▶ _Required task_
The material below should be written out in full and exactly; pictures stay out of the copy.
* * *
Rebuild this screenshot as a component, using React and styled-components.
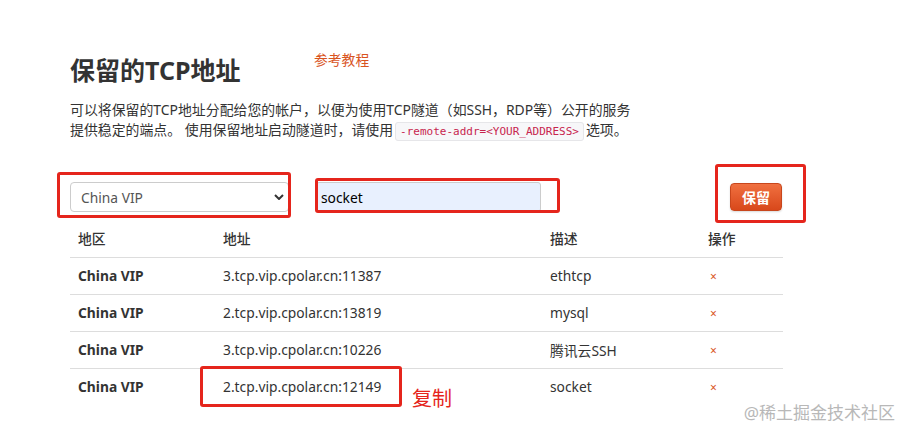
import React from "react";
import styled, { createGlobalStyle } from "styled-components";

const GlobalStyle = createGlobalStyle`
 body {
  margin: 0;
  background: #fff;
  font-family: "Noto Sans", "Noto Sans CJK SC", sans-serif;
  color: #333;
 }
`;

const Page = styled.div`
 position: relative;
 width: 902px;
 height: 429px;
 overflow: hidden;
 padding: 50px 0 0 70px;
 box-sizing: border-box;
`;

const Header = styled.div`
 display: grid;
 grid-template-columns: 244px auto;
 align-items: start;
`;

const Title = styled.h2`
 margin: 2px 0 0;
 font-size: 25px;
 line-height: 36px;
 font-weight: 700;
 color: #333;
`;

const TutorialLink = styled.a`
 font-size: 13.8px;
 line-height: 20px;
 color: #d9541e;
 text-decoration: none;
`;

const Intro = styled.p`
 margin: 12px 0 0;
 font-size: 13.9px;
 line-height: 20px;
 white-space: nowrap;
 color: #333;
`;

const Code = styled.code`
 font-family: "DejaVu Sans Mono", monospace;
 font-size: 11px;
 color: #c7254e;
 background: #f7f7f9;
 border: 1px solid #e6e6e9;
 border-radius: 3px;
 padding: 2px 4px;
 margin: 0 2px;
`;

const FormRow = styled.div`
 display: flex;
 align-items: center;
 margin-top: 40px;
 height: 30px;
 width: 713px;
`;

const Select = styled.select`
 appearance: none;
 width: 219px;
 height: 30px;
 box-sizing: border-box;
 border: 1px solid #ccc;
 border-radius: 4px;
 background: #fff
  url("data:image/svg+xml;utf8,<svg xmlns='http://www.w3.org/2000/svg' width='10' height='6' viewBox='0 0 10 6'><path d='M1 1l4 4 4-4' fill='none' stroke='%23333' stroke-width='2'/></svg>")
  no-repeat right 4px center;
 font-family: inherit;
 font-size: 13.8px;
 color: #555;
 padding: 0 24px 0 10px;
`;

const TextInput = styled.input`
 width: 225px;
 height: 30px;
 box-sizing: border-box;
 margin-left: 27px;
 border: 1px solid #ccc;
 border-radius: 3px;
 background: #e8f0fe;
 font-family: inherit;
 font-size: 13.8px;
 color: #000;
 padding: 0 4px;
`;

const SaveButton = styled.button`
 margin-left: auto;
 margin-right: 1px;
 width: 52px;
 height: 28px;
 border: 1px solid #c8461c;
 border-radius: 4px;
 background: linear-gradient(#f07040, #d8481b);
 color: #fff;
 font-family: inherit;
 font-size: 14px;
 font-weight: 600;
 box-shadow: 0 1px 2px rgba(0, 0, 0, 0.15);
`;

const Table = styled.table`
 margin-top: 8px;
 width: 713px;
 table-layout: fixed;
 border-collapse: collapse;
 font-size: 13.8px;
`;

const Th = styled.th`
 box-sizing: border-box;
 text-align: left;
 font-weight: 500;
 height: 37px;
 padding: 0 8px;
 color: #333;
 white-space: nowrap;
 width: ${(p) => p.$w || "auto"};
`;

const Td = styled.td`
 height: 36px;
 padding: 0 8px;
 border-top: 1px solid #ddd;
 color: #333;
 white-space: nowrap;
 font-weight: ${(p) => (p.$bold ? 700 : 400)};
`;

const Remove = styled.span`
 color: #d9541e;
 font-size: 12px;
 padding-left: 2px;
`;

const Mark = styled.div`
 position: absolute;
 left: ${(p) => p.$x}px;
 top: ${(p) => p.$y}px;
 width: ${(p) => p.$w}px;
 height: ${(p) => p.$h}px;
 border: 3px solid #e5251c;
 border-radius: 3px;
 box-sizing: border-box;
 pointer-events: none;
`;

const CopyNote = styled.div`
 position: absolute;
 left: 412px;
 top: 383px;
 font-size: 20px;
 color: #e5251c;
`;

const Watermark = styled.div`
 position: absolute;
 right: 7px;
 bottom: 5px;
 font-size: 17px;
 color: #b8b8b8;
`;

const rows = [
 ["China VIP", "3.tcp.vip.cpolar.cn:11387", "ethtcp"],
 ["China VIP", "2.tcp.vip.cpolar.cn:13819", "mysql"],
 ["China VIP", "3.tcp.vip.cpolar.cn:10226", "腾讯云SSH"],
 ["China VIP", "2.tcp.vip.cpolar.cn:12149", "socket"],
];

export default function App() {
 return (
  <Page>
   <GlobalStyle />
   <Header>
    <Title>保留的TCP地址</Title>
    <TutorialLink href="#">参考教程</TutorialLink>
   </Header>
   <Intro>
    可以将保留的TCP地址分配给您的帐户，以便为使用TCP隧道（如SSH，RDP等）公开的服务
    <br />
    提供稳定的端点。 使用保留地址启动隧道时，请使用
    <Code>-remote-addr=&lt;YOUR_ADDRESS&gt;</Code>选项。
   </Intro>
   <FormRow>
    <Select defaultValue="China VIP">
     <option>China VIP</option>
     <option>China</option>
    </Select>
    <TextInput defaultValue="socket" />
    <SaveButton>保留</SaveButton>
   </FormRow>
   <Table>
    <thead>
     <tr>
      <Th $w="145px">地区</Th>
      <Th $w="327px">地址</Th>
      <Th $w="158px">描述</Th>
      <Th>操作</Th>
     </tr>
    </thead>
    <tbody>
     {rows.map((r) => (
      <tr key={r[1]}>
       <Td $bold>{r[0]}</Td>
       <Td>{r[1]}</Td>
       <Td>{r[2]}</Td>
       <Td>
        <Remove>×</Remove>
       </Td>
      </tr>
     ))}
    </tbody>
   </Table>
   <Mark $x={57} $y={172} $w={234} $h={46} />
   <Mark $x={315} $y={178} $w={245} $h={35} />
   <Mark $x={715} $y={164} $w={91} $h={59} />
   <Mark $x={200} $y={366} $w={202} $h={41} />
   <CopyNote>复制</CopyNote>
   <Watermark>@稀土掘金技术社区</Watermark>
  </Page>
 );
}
* * *
▶ _Full response_
Rebuild this screenshot as a component, using React and styled-components.
import React from "react";
import styled, { createGlobalStyle } from "styled-components";

const GlobalStyle = createGlobalStyle`
 body {
  margin: 0;
  background: #fff;
  font-family: "Noto Sans", "Noto Sans CJK SC", sans-serif;
  color: #333;
 }
`;

const Page = styled.div`
 position: relative;
 width: 902px;
 height: 429px;
 overflow: hidden;
 padding: 50px 0 0 70px;
 box-sizing: border-box;
`;

const Header = styled.div`
 display: grid;
 grid-template-columns: 244px auto;
 align-items: start;
`;

const Title = styled.h2`
 margin: 2px 0 0;
 font-size: 25px;
 line-height: 36px;
 font-weight: 700;
 color: #333;
`;

const TutorialLink = styled.a`
 font-size: 13.8px;
 line-height: 20px;
 color: #d9541e;
 text-decoration: none;
`;

const Intro = styled.p`
 margin: 12px 0 0;
 font-size: 13.9px;
 line-height: 20px;
 white-space: nowrap;
 color: #333;
`;

const Code = styled.code`
 font-family: "DejaVu Sans Mono", monospace;
 font-size: 11px;
 color: #c7254e;
 background: #f7f7f9;
 border: 1px solid #e6e6e9;
 border-radius: 3px;
 padding: 2px 4px;
 margin: 0 2px;
`;

const FormRow = styled.div`
 display: flex;
 align-items: center;
 margin-top: 40px;
 height: 30px;
 width: 713px;
`;

const Select = styled.select`
 appearance: none;
 width: 219px;
 height: 30px;
 box-sizing: border-box;
 border: 1px solid #ccc;
 border-radius: 4px;
 background: #fff
  url("data:image/svg+xml;utf8,<svg xmlns='http://www.w3.org/2000/svg' width='10' height='6' viewBox='0 0 10 6'><path d='M1 1l4 4 4-4' fill='none' stroke='%23333' stroke-width='2'/></svg>")
  no-repeat right 4px center;
 font-family: inherit;
 font-size: 13.8px;
 color: #555;
 padding: 0 24px 0 10px;
`;

const TextInput = styled.input`
 width: 225px;
 height: 30px;
 box-sizing: border-box;
 margin-left: 27px;
 border: 1px solid #ccc;
 border-radius: 3px;
 background: #e8f0fe;
 font-family: inherit;
 font-size: 13.8px;
 color: #000;
 padding: 0 4px;
`;

const SaveButton = styled.button`
 margin-left: auto;
 margin-right: 1px;
 width: 52px;
 height: 28px;
 border: 1px solid #c8461c;
 border-radius: 4px;
 background: linear-gradient(#f07040, #d8481b);
 color: #fff;
 font-family: inherit;
 font-size: 14px;
 font-weight: 600;
 box-shadow: 0 1px 2px rgba(0, 0, 0, 0.15);
`;

const Table = styled.table`
 margin-top: 8px;
 width: 713px;
 table-layout: fixed;
 border-collapse: collapse;
 font-size: 13.8px;
`;

const Th = styled.th`
 box-sizing: border-box;
 text-align: left;
 font-weight: 500;
 height: 37px;
 padding: 0 8px;
 color: #333;
 white-space: nowrap;
 width: ${(p) => p.$w || "auto"};
`;

const Td = styled.td`
 height: 36px;
 padding: 0 8px;
 border-top: 1px solid #ddd;
 color: #333;
 white-space: nowrap;
 font-weight: ${(p) => (p.$bold ? 700 : 400)};
`;

const Remove = styled.span`
 color: #d9541e;
 font-size: 12px;
 padding-left: 2px;
`;

const Mark = styled.div`
 position: absolute;
 left: ${(p) => p.$x}px;
 top: ${(p) => p.$y}px;
 width: ${(p) => p.$w}px;
 height: ${(p) => p.$h}px;
 border: 3px solid #e5251c;
 border-radius: 3px;
 box-sizing: border-box;
 pointer-events: none;
`;

const CopyNote = styled.div`
 position: absolute;
 left: 412px;
 top: 383px;
 font-size: 20px;
 color: #e5251c;
`;

const Watermark = styled.div`
 position: absolute;
 right: 7px;
 bottom: 5px;
 font-size: 17px;
 color: #b8b8b8;
`;

const rows = [
 ["China VIP", "3.tcp.vip.cpolar.cn:11387", "ethtcp"],
 ["China VIP", "2.tcp.vip.cpolar.cn:13819", "mysql"],
 ["China VIP", "3.tcp.vip.cpolar.cn:10226", "腾讯云SSH"],
 ["China VIP", "2.tcp.vip.cpolar.cn:12149", "socket"],
];

export default function App() {
 return (
  <Page>
   <GlobalStyle />
   <Header>
    <Title>保留的TCP地址</Title>
    <TutorialLink href="#">参考教程</TutorialLink>
   </Header>
   <Intro>
    可以将保留的TCP地址分配给您的帐户，以便为使用TCP隧道（如SSH，RDP等）公开的服务
    <br />
    提供稳定的端点。 使用保留地址启动隧道时，请使用
    <Code>-remote-addr=&lt;YOUR_ADDRESS&gt;</Code>选项。
   </Intro>
   <FormRow>
    <Select defaultValue="China VIP">
     <option>China VIP</option>
     <option>China</option>
    </Select>
    <TextInput defaultValue="socket" />
    <SaveButton>保留</SaveButton>
   </FormRow>
   <Table>
    <thead>
     <tr>
      <Th $w="145px">地区</Th>
      <Th $w="327px">地址</Th>
      <Th $w="158px">描述</Th>
      <Th>操作</Th>
     </tr>
    </thead>
    <tbody>
     {rows.map((r) => (
      <tr key={r[1]}>
       <Td $bold>{r[0]}</Td>
       <Td>{r[1]}</Td>
       <Td>{r[2]}</Td>
       <Td>
        <Remove>×</Remove>
       </Td>
      </tr>
     ))}
    </tbody>
   </Table>
   <Mark $x={57} $y={172} $w={234} $h={46} />
   <Mark $x={315} $y={178} $w={245} $h={35} />
   <Mark $x={715} $y={164} $w={91} $h={59} />
   <Mark $x={200} $y={366} $w={202} $h={41} />
   <CopyNote>复制</CopyNote>
   <Watermark>@稀土掘金技术社区</Watermark>
  </Page>
 );
}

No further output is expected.